S’ensuit une biographie honnête du journaliste autodidacte, casse-cou et sensible. Des expériences de guerre comme au Nicaragua au début des années 80, des rencontres incroyables : Haroun Tazieff avec qui il part explorer un volcan, Sœur Emmanuelle qui lui remonte le moral, Michel Drucker, «le boss» amical et fidèle, et bien d’autres. Mais ce sont les divers accidents qui ponctuent le récit d’une flamme tragique : il est à deux doigts de se noyer lors d’une remontée risquée alors qu’il faisait de la plongée sous marine ou encore lorsqu’il s’apprête à défier le courant d’une mer déchaînée, il risque sa vie au Nicaragua durant la guerre civile, il manque un arrêt cardiaque en se shootant au Sufenta, une substance 80 fois plus puissante que la morphine, il fait cette chute hallucinante en parapente, ou encore il survit à un accident de moto en compagnie de son fils, lui aussi miraculé… Tous ces faits, d’une rare violence, jalonnent sa vie d’aventurier des temps modernes.
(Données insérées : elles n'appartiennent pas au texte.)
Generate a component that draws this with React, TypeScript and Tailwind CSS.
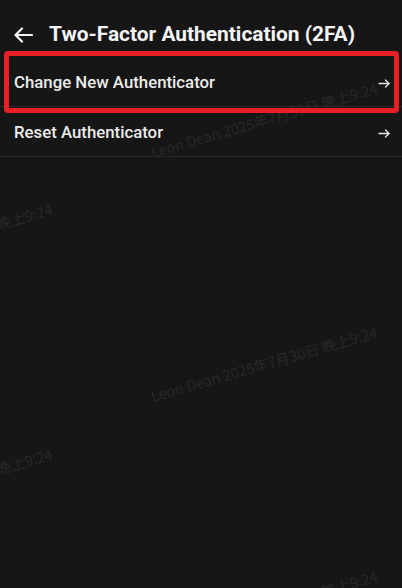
import React from 'react';

const watermark = 'Leon Dean 2025年7月30日 晚上9:24';

// start points (left baseline) of each tiled watermark
const marks = [
  { left: 153, top: 145 },
  { left: 153, top: 389 },
  { left: 153, top: 633 },
  { left: -172, top: 266 },
  { left: -172, top: 511 },
];

const RightArrow = () => (
  <svg className="mt-[3px]" width="12" height="9" viewBox="0 0 12 9" fill="none" stroke="#e6e6e6" strokeWidth="1.3" strokeLinecap="round" strokeLinejoin="round">
    <path d="M1 4.5h10" />
    <path d="M7.5 1l3.5 3.5L7.5 8" />
  </svg>
);

const MenuRow = ({ label }: { label: string }) => (
  <div className="flex h-[50px] items-center justify-between border-b border-[#2a2a2a] pl-[14px] pr-[12px]">
    <span className="pt-[3px] text-[16.8px] font-medium text-[#ececec]">{label}</span>
    <RightArrow />
  </div>
);

const App = () => {
  return (
    <div
      className="relative h-[588px] w-full overflow-hidden bg-[#161616]"
      style={{ fontFamily: 'Roboto, "Noto Sans", sans-serif' }}
    >
      {/* Header */}
      <div className="mt-[11px] flex h-[46px] items-center pl-[14px] pt-[2px]">
        <svg width="19" height="16" viewBox="0 0 19 16" fill="none" stroke="#f2f2f2" strokeWidth="2.2" strokeLinecap="round" strokeLinejoin="round">
          <path d="M18 8H2" />
          <path d="M8 1.5L1.5 8 8 14.5" />
        </svg>
        <h1 className="ml-[16px] text-[20.9px] font-bold text-[#f4f4f4]">
          Two-Factor Authentication (2FA)
        </h1>
      </div>

      {/* Options */}
      <MenuRow label="Change New Authenticator" />
      <MenuRow label="Reset Authenticator" />

      {/* Watermark */}
      {marks.map((m, i) => (
        <span
          key={i}
          className="pointer-events-none absolute origin-bottom-left -rotate-[16deg] whitespace-nowrap text-[14.5px] leading-[14px] text-[#282828]"
          style={{ left: m.left, top: m.top, fontFamily: '"Noto Sans CJK SC", "Noto Sans", sans-serif' }}
        >
          {watermark}
        </span>
      ))}

      {/* Highlight box */}
      <div className="pointer-events-none absolute left-[4px] top-[51px] h-[62px] w-[395px] rounded-[4px] border-[5px] border-[#e81f27]" />
    </div>
  );
};

export default App;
Le fil conducteur du livre est cette intarissable douleur au pied qui ne l'a pas lâché après son accident de parapente. Malgré son courage et son mental d'acier, il ne put s’empêcher de consommer à des doses excessives de la morphine puis le fameux Sufenta, afin de pouvoir continuer ses activités de journaliste télé ou de chroniqueur radio. Car le Augier sympathique que la ménagère de plus de 40 ans admire tant est en fait un type qui brûle sa vie par les deux bouts, réussissant peu à les joindre, et surtout un homme qui connaît de forts moments de dépression causés indirectement par les substances qu’il ingurgite et son trop plein d’activités ; sans compter que la dépression a ravagé son grand-père ainsi que son père… Bref le terrain est doublement glissant : géographique et familial, médical et génétique.

A l’instar d’un Philippe de Dieuleveult auquel Augier a rendu en quelque sorte hommage en reprenant le flambeau des émissions de "La Chasse au trésor", la vie du journaliste est mouvementée et en cela le lecteur profane de tous ces voyages et de ces rencontres ne s’ennuie guère. Dans un style épuré et pour le moins sincère, il assiste à une belle expérience, à la fois sportive, physique et spirituelle. Et il verra maintenant Sylvain Augier d’un autre œil, si la télé veut bien le reprendre dans ses filets puisqu’il en a été évincé en 2006.